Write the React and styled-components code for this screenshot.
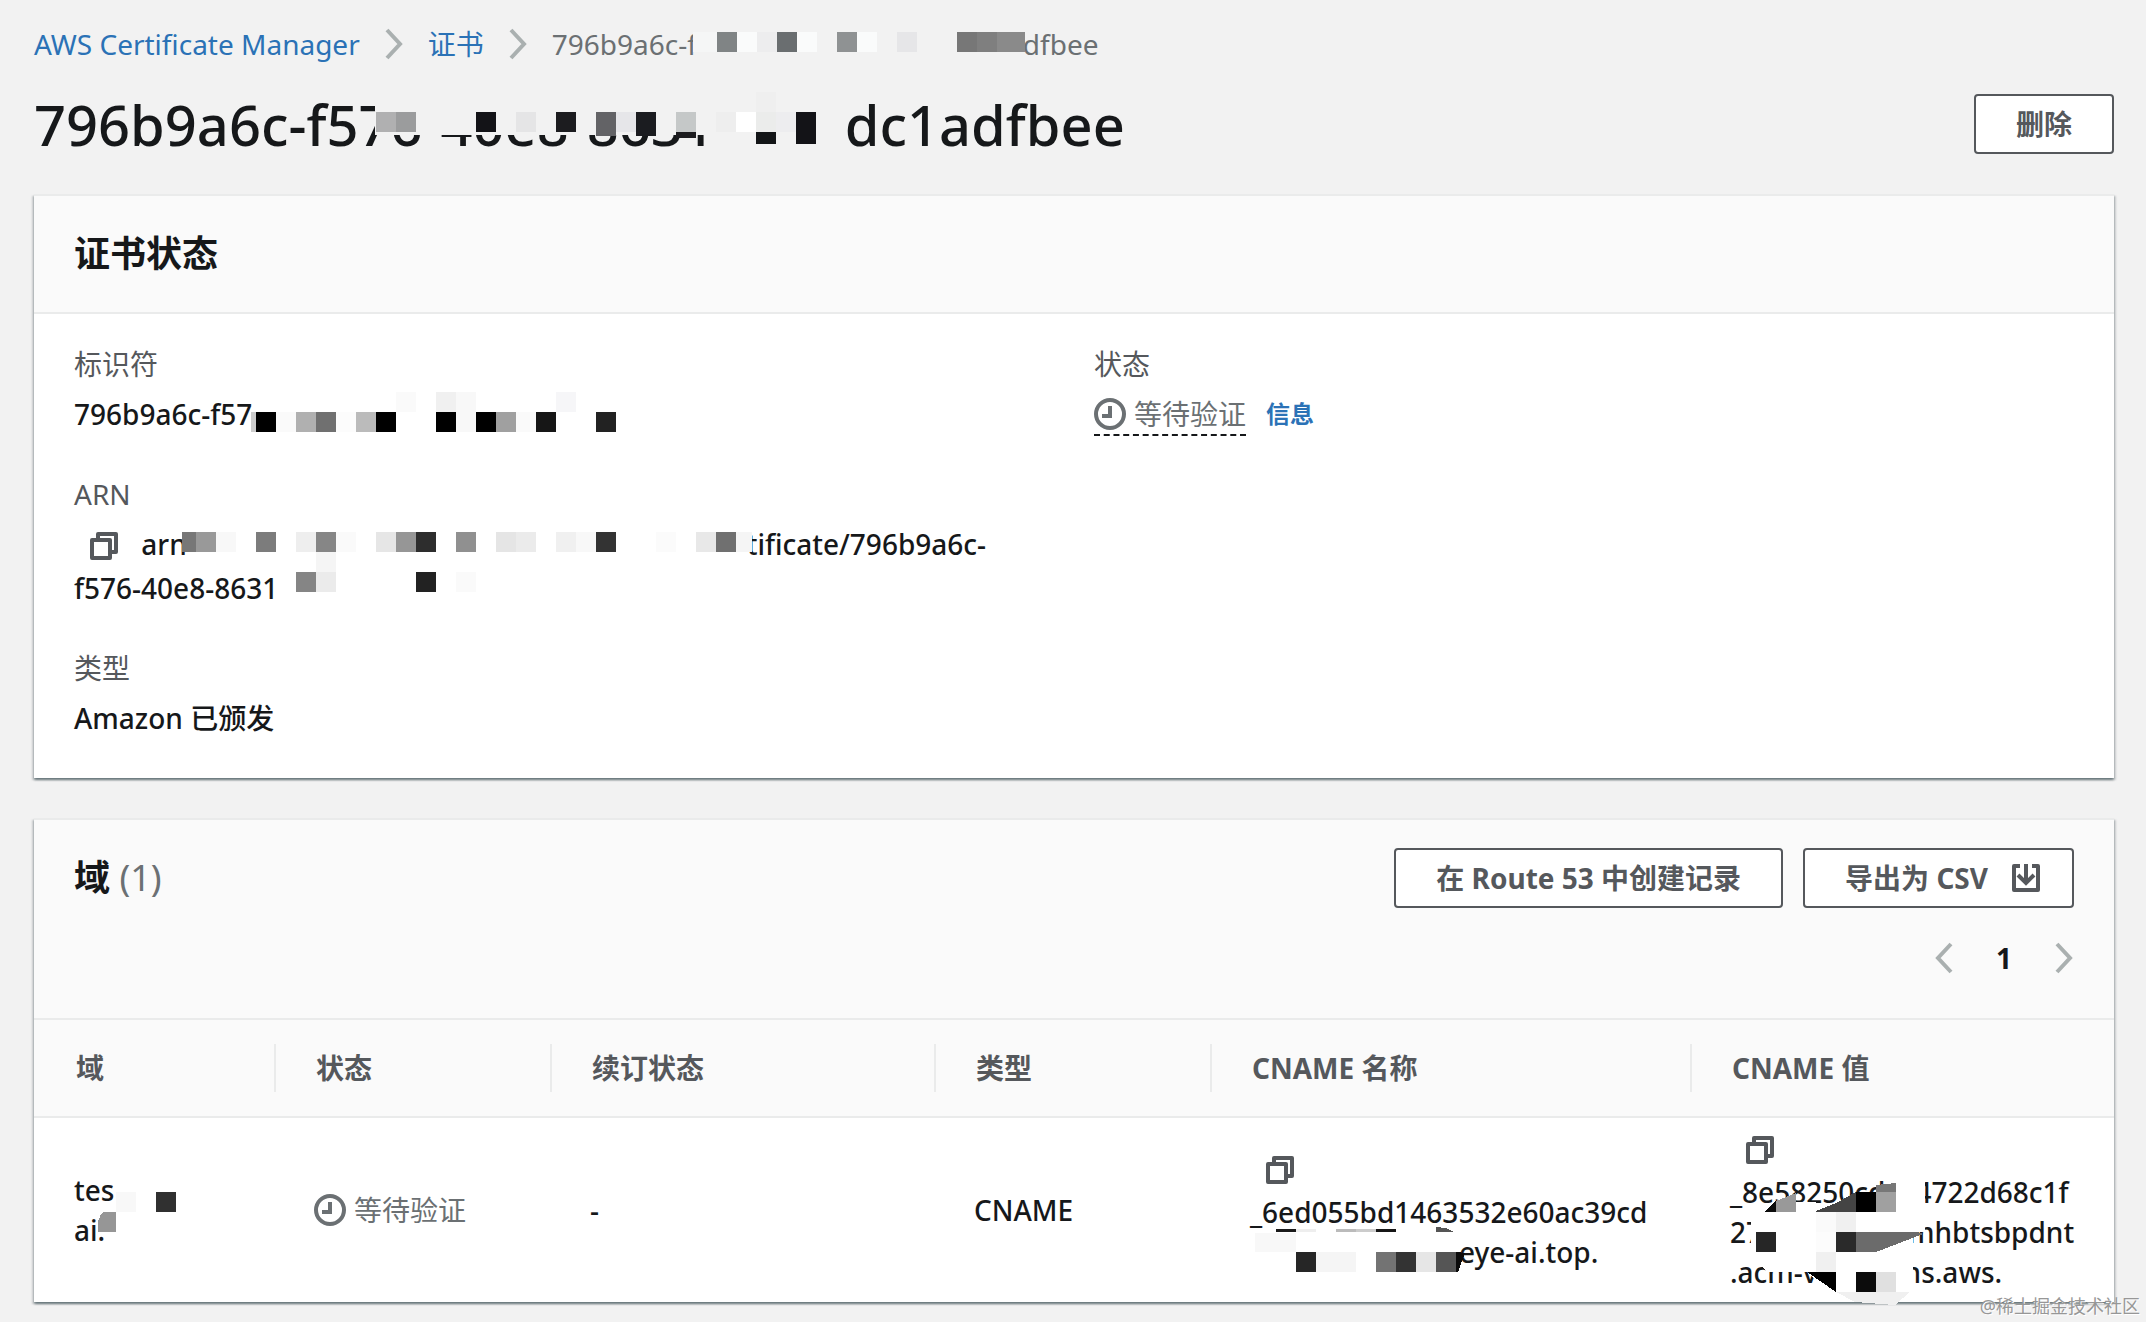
import React from 'react';
import styled, { createGlobalStyle, css } from 'styled-components';

const GlobalStyle = createGlobalStyle`
  * {
    box-sizing: border-box;
  }
  body {
    margin: 0;
    background: #f2f2f2;
    color: #16181a;
    font-family: 'Noto Sans', 'Noto Sans CJK SC', sans-serif;
    font-size: 28px;
    line-height: 40px;
  }
`

const Page = styled.div`
  position: relative;
  min-height: 100vh;
  padding: 24px 32px 20px 34px;
`

const Breadcrumbs = styled.nav`
  display: flex;
  align-items: center;
  gap: 24px;
`

const Link = styled.a`
  color: #2b72b6;
  text-decoration: none;
  white-space: nowrap;
`

const InfoLink = styled(Link)`
  font-size: 24px;
  font-weight: 700;
`

const Current = styled.span`
  position: relative;
  color: #6b7073;
  white-space: nowrap;
`

const TitleRow = styled.header`
  display: flex;
  align-items: center;
  justify-content: space-between;
  margin: 26px 0 36px;
`

const Title = styled.h1`
  position: relative;
  margin: 0;
  font-size: 56px;
  font-weight: 500;
  line-height: 68px;
  white-space: nowrap;
`

const Button = styled.button`
  display: inline-flex;
  align-items: center;
  gap: 24px;
  height: 60px;
  padding: 0 ${props => (props.$icon ? '32px' : '40px')} 0 40px;
  border: 2px solid #55585c;
  border-radius: 4px;
  background: white;
  color: #55585c;
  font: inherit;
  font-weight: 700;
  white-space: nowrap;
`

const IconButton = styled.button`
  display: inline-flex;
  align-items: center;
  height: ${props => props.$height || 40}px;
  padding: 0 ${props => props.$pad || 0}px;
  border: 0;
  background: none;
  vertical-align: top;
`

const Panel = styled.section`
  border-top: 2px solid #eaebeb;
  background: white;
  box-shadow: 0 2px 2px 0 rgba(0, 28, 36, 0.4), 2px 2px 2px 0 rgba(0, 28, 36, 0.15), -2px 2px 2px 0 rgba(0, 28, 36, 0.15);

  & + & {
    margin-top: 40px;
  }
`

const PanelHeader = styled.div`
  padding: ${props => (props.$tools ? '28px 40px 40px' : '36px 40px')};
  border-bottom: 2px solid #eaebeb;
  background: #fafafa;
`

const PanelTitle = styled.h2`
  margin: 0;
  font-size: 36px;
  font-weight: 700;
  line-height: 44px;
`

const Counter = styled.span`
  color: #6b7073;
  font-weight: 400;
`

const HeaderRow = styled.div`
  display: flex;
  align-items: center;
  justify-content: space-between;
`

const Actions = styled.div`
  display: flex;
  gap: 20px;
`

const Pagination = styled.div`
  display: flex;
  align-items: center;
  justify-content: flex-end;
  gap: 42px;
  margin-top: 30px;
  font-weight: 700;
`

const Columns = styled.div`
  display: grid;
  grid-template-columns: 1fr 1fr;
  gap: 40px;
  padding: 30px 40px 40px;
`

const Fields = styled.dl`
  display: flex;
  flex-direction: column;
  gap: 40px;
  margin: 0;
`

const Label = styled.dt`
  margin-bottom: 10px;
  color: #55585c;
`

const Value = styled.dd`
  position: relative;
  margin: 0;
  font-weight: 500;
`

const Line = styled.div`
  white-space: nowrap;
`

const StatusLine = styled.div`
  display: flex;
  align-items: center;
  gap: 20px;
`

const Status = styled.span`
  display: inline-flex;
  align-items: center;
  gap: 8px;
  color: #6b7073;
  font-weight: 400;
  vertical-align: top;
  ${props => props.$dashed && css`
    margin-bottom: -2px;
    border-bottom: 2px dashed #16181a;
  `}
`

const Table = styled.table`
  width: 100%;
  border-collapse: separate;
  border-spacing: 0;
  table-layout: fixed;
`

const HeadCell = styled.th`
  width: ${props => props.$width};
  height: 98px;
  padding: 24px 0;
  border-bottom: 2px solid #eaebeb;
  background: #fafafa;
  color: #55585c;
  text-align: left;
  vertical-align: top;

  & > div {
    height: 48px;
    padding-left: 40px;
    border-right: 2px solid #eaebeb;
    line-height: 48px;
  }
  &:first-child > div {
    padding-left: 42px;
  }
  &:last-child > div {
    border-right: 0;
  }
`

const Cell = styled.td`
  padding: 10px 0 10px 38px;
  font-weight: 500;
  vertical-align: middle;

  &:first-child {
    padding-left: 40px;
  }
`

const CellText = styled.div`
  position: relative;
`

// blank stretch of a value that is hidden from view
const Gap = styled.span`
  display: inline-block;
  width: ${props => props.$width}px;
`

const Overlay = styled.svg`
  position: absolute;
  top: 0;
  left: 0;
  width: 100%;
  height: 100%;
  overflow: visible;
  pointer-events: none;
`

const Watermark = styled.div`
  position: absolute;
  right: 6px;
  bottom: 4px;
  color: #979797;
  font-size: 18px;
  line-height: 24px;
  text-shadow: 1px 1px 0 white;
`

// cells: [x, y, fill, width, height], 20px squares unless a size is given
const Mosaic = ({ cells = [], children }) => (
  <Overlay aria-hidden="true" shapeRendering="crispEdges">
    {children}
    {cells.map(([x, y, fill, w = 20, h = 20]) => (
      <rect key={`${x}-${y}`} x={x} y={y} width={w} height={h} fill={fill} />
    ))}
  </Overlay>
)

const Chevron = ({ left }) => (
  <svg width="20" height="32" viewBox="0 0 20 32" fill="none" stroke="#aab0b0" strokeWidth="4" aria-hidden="true">
    <path d={left ? 'M17 2L4 16l13 14' : 'M3 2l13 14L3 30'} />
  </svg>
)

const CopyIcon = () => (
  <svg width="28" height="28" viewBox="0 0 28 28" fill="none" stroke="#55585c" strokeWidth="4" strokeLinejoin="round">
    <path d="M8 8V2h18v18h-6" />
    <path d="M2 8h18v18H2z" />
  </svg>
)

const ClockIcon = () => (
  <svg width="32" height="32" viewBox="0 0 32 32" fill="none" stroke="#6b7073" strokeWidth="4" aria-hidden="true">
    <circle cx="16" cy="16" r="14" />
    <path d="M16 8v10H8" />
  </svg>
)

const DownloadIcon = () => (
  <svg width="28" height="28" viewBox="0 0 28 28" fill="none" stroke="#55585c" strokeWidth="4" aria-hidden="true">
    <path d="M8 2H2v24h24V2h-6" strokeLinejoin="round" />
    <path d="M14 0v18M6 11l8 8 8-8" />
  </svg>
)

const CopyButton = () => (
  <IconButton $height={44} $pad={16} aria-label="复制">
    <CopyIcon />
  </IconButton>
)

const breadcrumbCells = [
  [141, 8, '#f5f6f6', 24],
  [165, 8, '#808485'],
  [185, 8, '#fafbfb'],
  [205, 8, '#ededee'],
  [225, 8, '#6a6e70'],
  [245, 8, '#fafbfb'],
  [285, 8, '#8f9293'],
  [305, 8, '#fafbfb'],
  [345, 8, '#e6e6e8'],
  [405, 8, '#777777'],
  [425, 8, '#7f7f7f'],
  [445, 8, '#8a8a8a', 28],
]

const titleCells = [
  [342, 22, '#b0b0b1'],
  [362, 22, '#9b9c9d'],
  [442, 22, '#131317'],
  [482, 22, '#e5e5e6'],
  [522, 22, '#1c1c1f'],
  [562, 22, '#636366', 20, 24],
  [582, 22, '#e6e6e9'],
  [602, 22, '#1b1c20', 20, 24],
  [642, 22, '#c5c8c8'],
  [642, 42, '#1c1c1f', 20, 6],
  [682, 22, '#eeeeee'],
  [702, 22, '#ffffff'],
  [722, 2, '#efefef'],
  [722, 22, '#ebeceb'],
  [722, 42, '#131517', 20, 12],
  [742, 22, '#ededef'],
  [762, 22, '#131317', 20, 32],
]

const idCells = [
  [177, 18, '#cccccc', 5],
  [182, 18, '#000000'],
  [202, 18, '#fafafa'],
  [222, 18, '#b0b0b0'],
  [242, 18, '#707070'],
  [262, 18, '#fcfcfc'],
  [282, 18, '#bbbbbb'],
  [302, 18, '#000000'],
  [322, -2, '#fafafa'],
  [362, -2, '#f0f0f0'],
  [362, 18, '#000000'],
  [382, -2, '#f8f8f8'],
  [382, 18, '#f8f8f8'],
  [402, 18, '#000000'],
  [422, 18, '#a0a0a0'],
  [442, 18, '#fafafa'],
  [462, 18, '#161616'],
  [482, -2, '#f6f6f8'],
  [522, 18, '#222222'],
]

const arnCells = [
  [108, 8, '#777777', 14],
  [122, 8, '#999999'],
  [142, 8, '#f8f8f8'],
  [182, 8, '#7c7c7c'],
  [222, 8, '#eeeeee'],
  [242, 8, '#868686'],
  [262, 8, '#fafafa'],
  [302, 8, '#e6e6e6'],
  [322, 8, '#969696'],
  [342, 8, '#2d2d2d'],
  [382, 8, '#909090'],
  [422, 8, '#e5e5e5'],
  [442, 8, '#ebebeb'],
  [482, 8, '#f0f0f0'],
  [502, 8, '#f8f8f8'],
  [522, 8, '#333333'],
  [582, 8, '#fbfbfb'],
  [622, 8, '#e8e8e8'],
  [642, 8, '#707070'],
  [662, 8, '#f5f5f5', 16],
  [242, 28, '#f5f5f5'],
  [222, 48, '#858585'],
  [242, 48, '#ebebeb'],
  [342, 48, '#222222'],
  [382, 48, '#fafafa'],
]

const domainCells = [
  [42, 22, '#f8f8f8'],
  [82, 22, '#303030'],
]

const nameCells = [
  [26, 81, '#1a1a1a', 20, 3],
  [46, 81, '#eeeeee', 20, 3],
  [86, 81, '#bbbbbb', 20, 3],
  [106, 81, '#cccccc', 20, 3],
  [126, 81, '#161616', 20, 3],
  [5, 85, '#f8f8f8', 41, 19],
  [46, 104, '#262626'],
  [66, 104, '#f5f5f5', 40],
  [126, 104, '#737373'],
  [146, 104, '#333333'],
  [166, 104, '#e6e6e6'],
  [186, 104, '#555555'],
]

const valueCells = [
  [126, 64, '#000000'],
  [86, 84, '#fafafa'],
  [106, 84, '#f0f0f0'],
  [26, 104, '#262626'],
  [86, 104, '#fcfcfc'],
  [106, 104, '#2a2a2a'],
  [86, 124, '#f0f0f0'],
  [126, 144, '#0c0c0c'],
  [146, 144, '#e0e0e0'],
]

const columns = [
  ['域', '11.635%'],
  ['状态', '13.269%'],
  ['续订状态', '18.461%'],
  ['类型', '13.269%'],
  ['CNAME 名称', '23.077%'],
  ['CNAME 值', 'auto'],
]

const StatusPanel = () => (
  <Panel>
    <PanelHeader>
      <PanelTitle>证书状态</PanelTitle>
    </PanelHeader>
    <Columns>
      <Fields>
        <div>
          <Label>标识符</Label>
          <Value>
            796b9a6c-f57
            <Mosaic cells={idCells} />
          </Value>
        </div>
        <div>
          <Label>ARN</Label>
          <Value>
            <Line>
              <CopyButton /> arn<Gap $width={560} />tificate/796b9a6c-
            </Line>
            <Line>f576-40e8-8631</Line>
            <Mosaic cells={arnCells} />
          </Value>
        </div>
        <div>
          <Label>类型</Label>
          <Value>Amazon 已颁发</Value>
        </div>
      </Fields>
      <Fields>
        <div>
          <Label>状态</Label>
          <Value>
            <StatusLine>
              <Status $dashed><ClockIcon />等待验证</Status>
              <InfoLink href="#info">信息</InfoLink>
            </StatusLine>
          </Value>
        </div>
      </Fields>
    </Columns>
  </Panel>
)

const DomainsPanel = () => (
  <Panel>
    <PanelHeader $tools>
      <HeaderRow>
        <PanelTitle>域 <Counter>(1)</Counter></PanelTitle>
        <Actions>
          <Button>在 Route 53 中创建记录</Button>
          <Button $icon>导出为 CSV<DownloadIcon /></Button>
        </Actions>
      </HeaderRow>
      <Pagination>
        <IconButton aria-label="上一页"><Chevron left /></IconButton>
        <span>1</span>
        <IconButton aria-label="下一页"><Chevron /></IconButton>
      </Pagination>
    </PanelHeader>
    <Table>
      <thead>
        <tr>
          {columns.map(([name, width]) => (
            <HeadCell key={name} $width={width}><div>{name}</div></HeadCell>
          ))}
        </tr>
      </thead>
      <tbody>
        <tr>
          <Cell>
            <CellText>
              <Line>tes</Line>
              <Line>ai.</Line>
              <Mosaic cells={domainCells}>
                <path d="M24 62V52q2-8 6-10h12v20z" fill="#969696" />
              </Mosaic>
            </CellText>
          </Cell>
          <Cell><Status><ClockIcon />等待验证</Status></Cell>
          <Cell>-</Cell>
          <Cell>CNAME</Cell>
          <Cell>
            <CellText>
              <Line><CopyButton /></Line>
              <Line>_6ed055bd1463532e60ac39cd</Line>
              <Line><Gap $width={209} />eye-ai.top.</Line>
              <Mosaic cells={nameCells}>
                <path d="M186 79l10 1 8 4h-18z" fill="#555555" />
                <path d="M206 104l9 1-7 19h-2z" fill="#0c0c0c" />
              </Mosaic>
            </CellText>
          </Cell>
          <Cell>
            <CellText>
              <Line><CopyButton /></Line>
              <Line>_8e58250cd<Gap $width={30} />4722d68c1f</Line>
              <Line>27<Gap $width={146} />mhbtsbpdnt</Line>
              <Line>.acm-v<Gap $width={86} />ns.aws.</Line>
              <Mosaic cells={valueCells}>
                <path d="M166 50h29v34h-29zM21 94l8-10h166v20h-12v62h-80l-26-22H37l-16-20zM66 74h20v10H66z" fill="white" />
                <path d="M34 84l12-12v12z" fill="#0c0c0c" />
                <path d="M46 73l20-8v19H46z" fill="#999999" />
                <path d="M86 83l20-8 20-11v20H86z" fill="#444444" />
                <path d="M146 57l20-2v29h-20z" fill="#a0a0a0" />
                <path d="M146 57l20-2v9h-20z" fill="#777777" />
                <path d="M126 104h61l6 2-47 18h-20z" fill="#6b6b6b" />
                <path d="M77 144h29v20z" fill="#000000" />
                <path d="M106 164h74l-15 13-40-3z" fill="#f0f0f0" />
              </Mosaic>
            </CellText>
          </Cell>
        </tr>
      </tbody>
    </Table>
  </Panel>
)

const App = () => (
  <Page lang="zh-CN">
    <GlobalStyle />
    <Breadcrumbs aria-label="路径">
      <Link href="#acm">AWS Certificate Manager</Link>
      <Chevron />
      <Link href="#certificates">证书</Link>
      <Chevron />
      <Current>
        796b9a6c-f<Gap $width={326} />dfbee
        <Mosaic cells={breadcrumbCells} />
      </Current>
    </Breadcrumbs>
    <TitleRow>
      <Title>
        796b9a6c-f576-40e8-8631-<Gap $width={112} />dc1adfbee
        <Mosaic cells={titleCells}>
          <rect x="341" y="2" width="465" height="43" fill="#f2f2f2" />
        </Mosaic>
      </Title>
      <Button>删除</Button>
    </TitleRow>
    <main>
      <StatusPanel />
      <DomainsPanel />
    </main>
    <Watermark>@稀土掘金技术社区</Watermark>
  </Page>
)

export default App;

▸ GOAL:
Show every line where the string "React" appears.

▸ THE ANSWER:
Write the React and styled-components code for this screenshot.
import React from 'react';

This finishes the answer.